DATA LINES:
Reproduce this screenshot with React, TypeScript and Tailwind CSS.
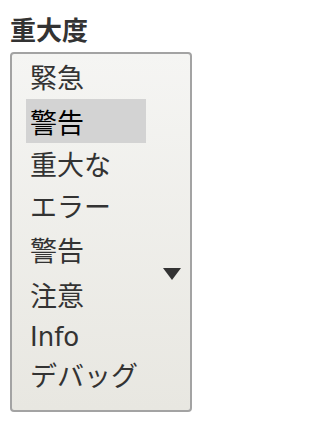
const options = [
  { label: '緊急', h: 'h-[45px]' },
  { label: '警告', h: 'h-[44px]', selected: true },
  { label: '重大な', h: 'h-[41px]' },
  { label: 'エラー', h: 'h-[43px]' },
  { label: '警告', h: 'h-[45px]' },
  { label: '注意', h: 'h-[44px]' },
  { label: 'Info', h: 'h-[42px]' },
  { label: 'デバッグ', h: 'h-[32px]' },
]

export default function App() {
  return (
    <div
      className="w-[200px] h-[424px] bg-white text-[#333]"
      style={{ fontFamily: '"DejaVu Sans", "Noto Sans CJK JP", sans-serif' }}
    >
      <div className="h-[52px] pl-[10px] pt-[16px]">
        <h3 className="text-[26px] font-bold leading-none" style={{ fontFamily: '"Noto Sans CJK JP", sans-serif' }}>
          重大度
        </h3>
      </div>
      <div className="relative ml-[10px] w-[182px] h-[360px] border-2 border-[#a3a3a3] rounded-[4px] bg-gradient-to-b from-[#f5f5f3] to-[#e8e7e1] pl-[14px]">
        <ul>
          {options.map((opt, i) => (
            <li
              key={i}
              className={`${opt.h} w-[120px] pl-[4px] flex items-center leading-none ${
                opt.label === 'Info' ? 'text-[26px]' : 'text-[27px]'
              } ${opt.selected ? 'bg-[#d3d3d3] text-black' : 'text-[#333]'}`}
              style={opt.label === 'Info' ? undefined : { fontFamily: '"Noto Sans CJK JP", sans-serif' }}
            >
              {opt.label}
            </li>
          ))}
        </ul>
        <svg className="absolute right-[9px] top-[214px]" width="18" height="12" viewBox="0 0 18 12">
          <path d="M0 0H18L9 12Z" fill="#333" />
        </svg>
      </div>
    </div>
  )
}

GIVEN PROBLEM: Return the material exactly as given, apart from the pictures.

RESPONSE FOR THIS EXERCISE:
Reproduce this screenshot with React, TypeScript and Tailwind CSS.
const options = [
  { label: '緊急', h: 'h-[45px]' },
  { label: '警告', h: 'h-[44px]', selected: true },
  { label: '重大な', h: 'h-[41px]' },
  { label: 'エラー', h: 'h-[43px]' },
  { label: '警告', h: 'h-[45px]' },
  { label: '注意', h: 'h-[44px]' },
  { label: 'Info', h: 'h-[42px]' },
  { label: 'デバッグ', h: 'h-[32px]' },
]

export default function App() {
  return (
    <div
      className="w-[200px] h-[424px] bg-white text-[#333]"
      style={{ fontFamily: '"DejaVu Sans", "Noto Sans CJK JP", sans-serif' }}
    >
      <div className="h-[52px] pl-[10px] pt-[16px]">
        <h3 className="text-[26px] font-bold leading-none" style={{ fontFamily: '"Noto Sans CJK JP", sans-serif' }}>
          重大度
        </h3>
      </div>
      <div className="relative ml-[10px] w-[182px] h-[360px] border-2 border-[#a3a3a3] rounded-[4px] bg-gradient-to-b from-[#f5f5f3] to-[#e8e7e1] pl-[14px]">
        <ul>
          {options.map((opt, i) => (
            <li
              key={i}
              className={`${opt.h} w-[120px] pl-[4px] flex items-center leading-none ${
                opt.label === 'Info' ? 'text-[26px]' : 'text-[27px]'
              } ${opt.selected ? 'bg-[#d3d3d3] text-black' : 'text-[#333]'}`}
              style={opt.label === 'Info' ? undefined : { fontFamily: '"Noto Sans CJK JP", sans-serif' }}
            >
              {opt.label}
            </li>
          ))}
        </ul>
        <svg className="absolute right-[9px] top-[214px]" width="18" height="12" viewBox="0 0 18 12">
          <path d="M0 0H18L9 12Z" fill="#333" />
        </svg>
      </div>
    </div>
  )
}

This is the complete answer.